● **Data segment**
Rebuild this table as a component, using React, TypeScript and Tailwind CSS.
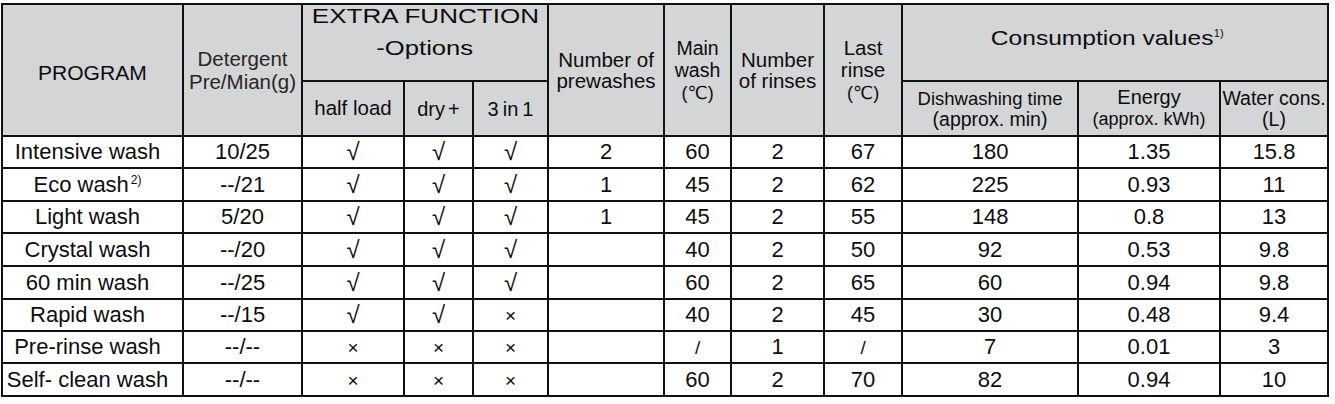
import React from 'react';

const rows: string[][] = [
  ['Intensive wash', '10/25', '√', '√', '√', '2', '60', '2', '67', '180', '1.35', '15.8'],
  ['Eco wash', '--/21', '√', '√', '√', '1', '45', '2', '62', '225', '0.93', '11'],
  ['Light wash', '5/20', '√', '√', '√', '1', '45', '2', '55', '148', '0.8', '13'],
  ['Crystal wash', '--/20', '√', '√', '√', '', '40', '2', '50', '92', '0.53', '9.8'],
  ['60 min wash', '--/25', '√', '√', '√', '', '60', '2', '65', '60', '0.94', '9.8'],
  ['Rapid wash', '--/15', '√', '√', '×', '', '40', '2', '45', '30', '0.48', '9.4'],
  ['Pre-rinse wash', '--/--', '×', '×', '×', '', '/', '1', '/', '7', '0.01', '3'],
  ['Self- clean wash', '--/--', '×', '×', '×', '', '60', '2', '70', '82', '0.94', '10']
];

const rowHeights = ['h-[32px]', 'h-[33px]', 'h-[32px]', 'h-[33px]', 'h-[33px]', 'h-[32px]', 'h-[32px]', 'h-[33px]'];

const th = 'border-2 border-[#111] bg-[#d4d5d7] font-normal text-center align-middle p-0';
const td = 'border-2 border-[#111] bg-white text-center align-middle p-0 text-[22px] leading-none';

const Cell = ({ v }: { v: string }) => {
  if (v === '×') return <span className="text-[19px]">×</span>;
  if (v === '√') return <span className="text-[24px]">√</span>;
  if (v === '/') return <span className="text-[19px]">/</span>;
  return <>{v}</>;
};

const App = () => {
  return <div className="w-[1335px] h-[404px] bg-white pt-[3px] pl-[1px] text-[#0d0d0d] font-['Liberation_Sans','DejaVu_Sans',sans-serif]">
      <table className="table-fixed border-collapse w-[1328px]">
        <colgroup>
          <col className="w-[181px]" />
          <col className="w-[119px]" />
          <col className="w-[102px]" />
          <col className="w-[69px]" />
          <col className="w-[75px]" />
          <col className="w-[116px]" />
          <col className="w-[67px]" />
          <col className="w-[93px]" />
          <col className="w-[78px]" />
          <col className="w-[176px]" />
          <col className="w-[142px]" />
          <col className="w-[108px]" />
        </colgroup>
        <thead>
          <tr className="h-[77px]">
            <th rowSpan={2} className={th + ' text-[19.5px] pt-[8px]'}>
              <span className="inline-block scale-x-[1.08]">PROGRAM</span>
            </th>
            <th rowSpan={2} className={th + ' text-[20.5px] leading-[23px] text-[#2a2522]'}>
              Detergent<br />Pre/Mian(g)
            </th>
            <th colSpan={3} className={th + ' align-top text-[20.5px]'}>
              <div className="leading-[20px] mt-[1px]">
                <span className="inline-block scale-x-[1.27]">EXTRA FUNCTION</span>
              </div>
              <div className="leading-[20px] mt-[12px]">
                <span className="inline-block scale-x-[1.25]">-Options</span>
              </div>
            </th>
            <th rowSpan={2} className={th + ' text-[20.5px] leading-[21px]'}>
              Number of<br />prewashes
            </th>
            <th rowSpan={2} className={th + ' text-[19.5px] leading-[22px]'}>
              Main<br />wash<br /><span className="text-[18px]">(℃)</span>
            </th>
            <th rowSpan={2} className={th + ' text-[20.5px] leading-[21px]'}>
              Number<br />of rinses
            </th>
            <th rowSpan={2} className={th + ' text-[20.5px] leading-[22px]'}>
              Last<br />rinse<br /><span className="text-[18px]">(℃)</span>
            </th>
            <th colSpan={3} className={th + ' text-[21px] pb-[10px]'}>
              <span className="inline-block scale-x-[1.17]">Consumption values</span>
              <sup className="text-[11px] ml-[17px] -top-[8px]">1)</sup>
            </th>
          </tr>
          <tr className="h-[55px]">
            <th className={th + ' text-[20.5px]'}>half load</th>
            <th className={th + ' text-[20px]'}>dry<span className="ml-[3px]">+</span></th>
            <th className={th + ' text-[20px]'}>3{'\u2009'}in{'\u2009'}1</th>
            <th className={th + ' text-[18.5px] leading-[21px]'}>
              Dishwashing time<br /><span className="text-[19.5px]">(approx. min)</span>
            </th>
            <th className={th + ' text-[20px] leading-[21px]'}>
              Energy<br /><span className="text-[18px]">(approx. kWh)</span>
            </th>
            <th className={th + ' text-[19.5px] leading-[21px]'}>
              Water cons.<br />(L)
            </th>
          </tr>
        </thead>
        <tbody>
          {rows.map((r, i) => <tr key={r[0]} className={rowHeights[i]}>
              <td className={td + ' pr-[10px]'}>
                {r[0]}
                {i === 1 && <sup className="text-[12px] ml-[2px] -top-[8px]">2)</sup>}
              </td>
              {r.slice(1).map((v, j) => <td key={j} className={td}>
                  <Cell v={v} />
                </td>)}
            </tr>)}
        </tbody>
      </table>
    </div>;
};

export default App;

● **What the task asks**
Where a line holds the string "React", copy that line.

● **Solution for this exercise**
Rebuild this table as a component, using React, TypeScript and Tailwind CSS.
import React from 'react';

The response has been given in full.